Property owners whose homes are nestled along a series of three canals that extend from New Topsail Inlet toward the ocean shoreline have expressed their concerns about altering the dune system. They argue that removing sand from the dune could make their properties vulnerable in storms.
It’s taken two decades of natural and man-made efforts to restore the south-end dunes, wiped out in the 1980s by erosion because of their proximity to the inlet.
“It’s important to understand from some people’s perspective just how bad things were in the 1980s,” said Spencer Rogers, a coastal engineering expert with North Carolina Sea Grant.
Residents and property owners familiar with the south end since that time remember when the oceanfront was much closer to the street.
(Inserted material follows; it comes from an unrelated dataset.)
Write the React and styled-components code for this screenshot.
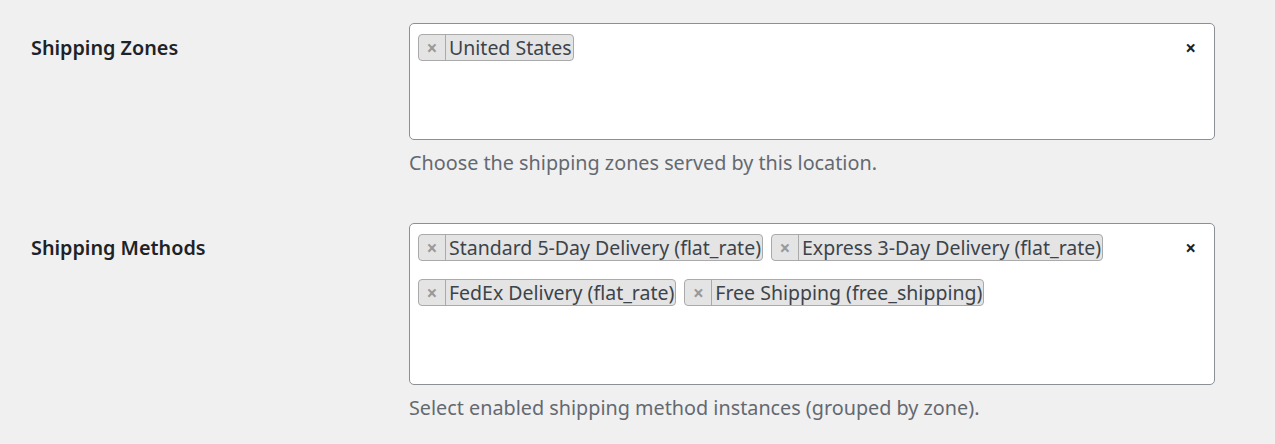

The town began efforts to rebuild the dune in 1996 following Hurricanes Bertha and Fran. Those efforts, paired with New River Inlet’s steady migration south – 90 feet per year, according to Rogers – has created a healthy dune system.
As sand on the oceanfront lots has accreted, owners of those lots have become eager to build. Town officials last year began examining the more than 20-year-old dune ordinance after development projects along a small area of the oceanfront lots – there are 29 in all at the south end – were being pushed quickly.
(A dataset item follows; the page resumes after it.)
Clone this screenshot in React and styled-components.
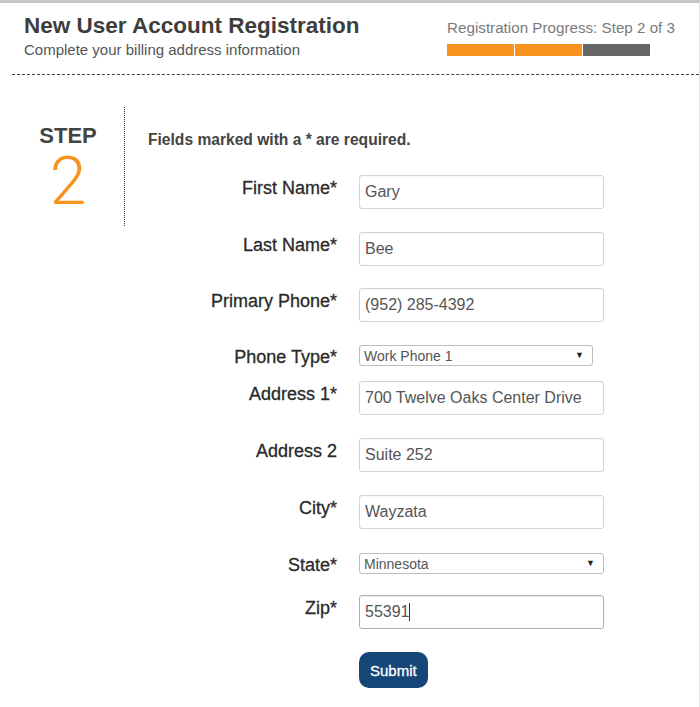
import React from 'react';
import styled, { createGlobalStyle } from 'styled-components';

const GlobalStyle = createGlobalStyle`
  body {
    margin: 0;
    background: #fff;
    font-family: "Liberation Sans", Arial, sans-serif;
  }
`;

const Frame = styled.div`
  min-height: 707px;
  box-sizing: border-box;
  border-top: 3px solid #c6c6c6;
  border-right: 1px solid #e2e2e2;
`;

const Header = styled.header`
  display: flex;
  justify-content: space-between;
  align-items: flex-start;
  margin-left: 12px;
  padding: 10px 24px 15px 12px;
  border-bottom: 1px dashed #444;
`;

const Title = styled.h1`
  margin: 0;
  font-size: 22.5px;
  line-height: 26px;
  font-weight: bold;
  color: #3d3d3d;
`;

const Subtitle = styled.p`
  margin: 2px 0 0;
  font-size: 15px;
  line-height: 18px;
  color: #555;
`;

const Progress = styled.div`
  padding-top: 6px;
`;

const ProgressLabel = styled.div`
  font-size: 15.2px;
  line-height: 18px;
  color: #7a7a7a;
`;

const ProgressBar = styled.div`
  display: flex;
  gap: 1px;
  margin-top: 7px;
`;

const Segment = styled.div`
  width: 67px;
  height: 12px;
  background: ${p => (p.done ? '#f7931e' : '#666')};
`;

const Main = styled.main`
  display: flex;
  align-items: flex-start;
  margin: 32px 0 0 12px;
`;

const StepColumn = styled.div`
  width: 112px;
  height: 102px;
  padding-top: 17px;
  border-right: 1px dotted #333;
  text-align: center;
`;

const StepWord = styled.div`
  font-size: 22px;
  line-height: 24px;
  font-weight: bold;
  color: #444;
`;

const StepNumber = styled.div`
  margin-top: 8px;
  font-family: Roboto, "Liberation Sans", sans-serif;
  font-weight: 300;
  font-size: 66px;
  line-height: 52px;
  color: #f7931e;
`;

const FormArea = styled.form`
  padding: 24px 0 0 23px;
`;

const Note = styled.p`
  margin: 0 0 26px;
  font-size: 15.6px;
  line-height: 18px;
  font-weight: bold;
  color: #444;
`;

const Row = styled.div`
  display: grid;
  grid-template-columns: 189px 245px;
  column-gap: 22px;
  align-items: start;
  margin-bottom: ${p => p.space}px;
`;

const Label = styled.label`
  padding-top: ${p => (p.tight ? 1 : 2)}px;
  font-size: 18px;
  line-height: 22px;
  color: #2a2a2a;
  text-align: right;
  -webkit-text-stroke: 0.3px #2a2a2a;
`;

const FieldBox = styled.div`
  position: relative;
`;

const Input = styled.input`
  display: block;
  width: 245px;
  height: 34px;
  box-sizing: border-box;
  padding: 0 5px;
  border: 1px solid ${p => (p.focused ? '#b0b0b0' : '#d4d4d4')};
  border-radius: 3px;
  box-shadow: inset 0 1px 1px rgba(0, 0, 0, ${p => (p.focused ? 0.08 : 0.03)});
  font-family: "Liberation Sans", Arial, sans-serif;
  font-size: 16px;
  color: #555;
  outline: none;
`;

const Caret = styled.span`
  position: absolute;
  left: 50px;
  top: 8px;
  width: 1px;
  height: 18px;
  background: #333;
`;

const SelectBox = styled.div`
  position: relative;
  width: ${p => p.width}px;

  &::after {
    content: '▼';
    position: absolute;
    right: 9px;
    top: 5px;
    font-size: 9px;
    line-height: 10px;
    color: #222;
    pointer-events: none;
  }
`;

const Select = styled.select`
  appearance: none;
  display: block;
  width: 100%;
  height: 21px;
  box-sizing: border-box;
  padding: 0 4px;
  border: 1px solid #bdbdbd;
  border-radius: 3px;
  background: #fff;
  font-family: "Liberation Sans", Arial, sans-serif;
  font-size: 14px;
  color: #555;
  outline: none;
`;

const SubmitButton = styled.button`
  height: 36px;
  padding: 0 11px;
  border: none;
  border-radius: 10px;
  background: #164578;
  color: #fff;
  font-family: "Liberation Sans", Arial, sans-serif;
  font-size: 15px;
  -webkit-text-stroke: 0.3px #fff;
  cursor: pointer;
`;

const TextRow = ({ label, value, focused, space = 23 }) => (
  <Row space={space}>
    <Label>{label}</Label>
    <FieldBox>
      <Input defaultValue={value} focused={focused} readOnly />
      {focused && <Caret />}
    </FieldBox>
  </Row>
);

const SelectRow = ({ label, value, width, space }) => (
  <Row space={space}>
    <Label tight>{label}</Label>
    <SelectBox width={width}>
      <Select defaultValue={value}>
        <option>{value}</option>
      </Select>
    </SelectBox>
  </Row>
);

const App = () => {
  return (
    <Frame>
      <GlobalStyle />
      <Header>
        <div>
          <Title>New User Account Registration</Title>
          <Subtitle>Complete your billing address information</Subtitle>
        </div>
        <Progress>
          <ProgressLabel>Registration Progress: Step 2 of 3</ProgressLabel>
          <ProgressBar>
            <Segment done />
            <Segment done />
            <Segment />
          </ProgressBar>
        </Progress>
      </Header>
      <Main>
        <StepColumn>
          <StepWord>STEP</StepWord>
          <StepNumber>2</StepNumber>
        </StepColumn>
        <FormArea onSubmit={e => e.preventDefault()}>
          <Note>Fields marked with a * are required.</Note>
          <TextRow label="First Name*" value="Gary" />
          <TextRow label="Last Name*" value="Bee" space={22} />
          <TextRow label="Primary Phone*" value="(952) 285-4392" />
          <SelectRow label="Phone Type*" value="Work Phone 1" width={234} space={13} />
          <TextRow label="Address 1*" value="700 Twelve Oaks Center Drive" />
          <TextRow label="Address 2" value="Suite 252" />
          <TextRow label="City*" value="Wayzata" space={24} />
          <SelectRow label="State*" value="Minnesota" width={245} space={19} />
          <TextRow label="Zip*" value="55391" focused />
          <Row space={0}>
            <span />
            <div>
              <SubmitButton type="submit">Submit</SubmitButton>
            </div>
          </Row>
        </FormArea>
      </Main>
    </Frame>
  );
};

export default App;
At the time and with CAMA approval, construction was underway on one of the lots. Since the home was built under the old ordinance, sand was removed from the dune.
“They changed the profile of that fairly significantly,” Braxton said. “One of the things we’re asking is that someone look at that house and see if it could be built in the same condition under the new ordinance.”
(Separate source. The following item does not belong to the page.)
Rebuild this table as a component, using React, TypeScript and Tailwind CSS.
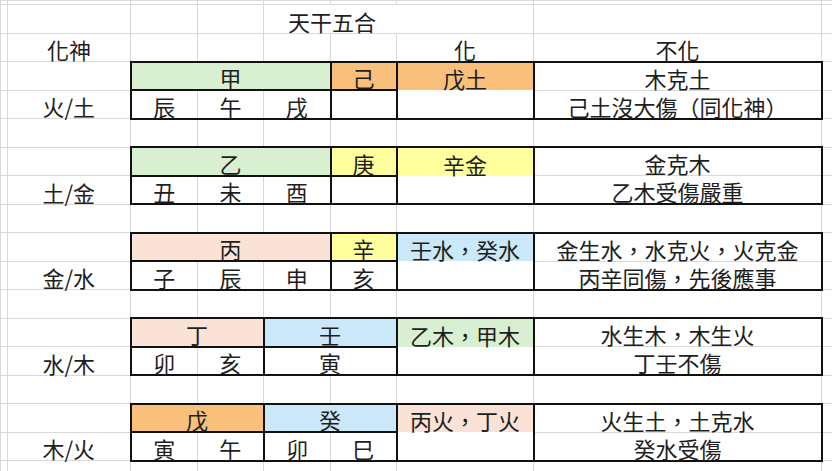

The answer, said Kevin Combopiano, is no.
Combopiano is part of a group of oceanfront property owners who have been trying to get the ordinance changed.
“A surveyor put together a house that he could potentially build that would potentially meet the criteria,” he said. “The house he put together was so small it was basically a shack. The ordinance, right now, makes those lots completely unbuildable. I could apply for a CAMA permit to build a house tomorrow and I would get it, but the town has made it so restrictive.”
He bought his lot, one block north of where the canals end, in 2012. The lots, his included, easily meet CAMA’s 60-foot setback, he said.
“I’m just biding my time,” Combopiano said. “I want that option to be able to build.”
He said the frontal dune, even with an altered secondary dune, is enough to protect homes adjacent to the oceanfront lots.
Town officials last year consulted with Rogers on how best to manage the dunes. His recommendation was to prohibit sand from being removed from the lots.
He said in a recent telephone interview that his recommendation has not changed.
Pressure from the oceanfront property owners and threats of lawsuits essentially prompted the town to take another look at the ordinance, Mayor Howard Braxton said.
“We thought we made the ordinance a lot simpler, but we didn’t,” he said.
He said the town can’t create land that simply isn’t there to meet state dune rules, the town ordinance and the town’s zoning rules for parking spaces.
“There’s just not enough room to do what they want to do with it,” he said.
Some town leaders have suggested the property owners could create parallel parking spaces.
“Now you’re looking at parking spaces on the right-of-way, which is not on your lot,” Frank Braxton said. “If you can’t move sand, you could park on a steep incline, but that’s not the best situation. It’s going to be difficult for someone to build, but it’s not going to be impossible.”
Any suggested revisions from the planning board are expected to presented to commissioners in August.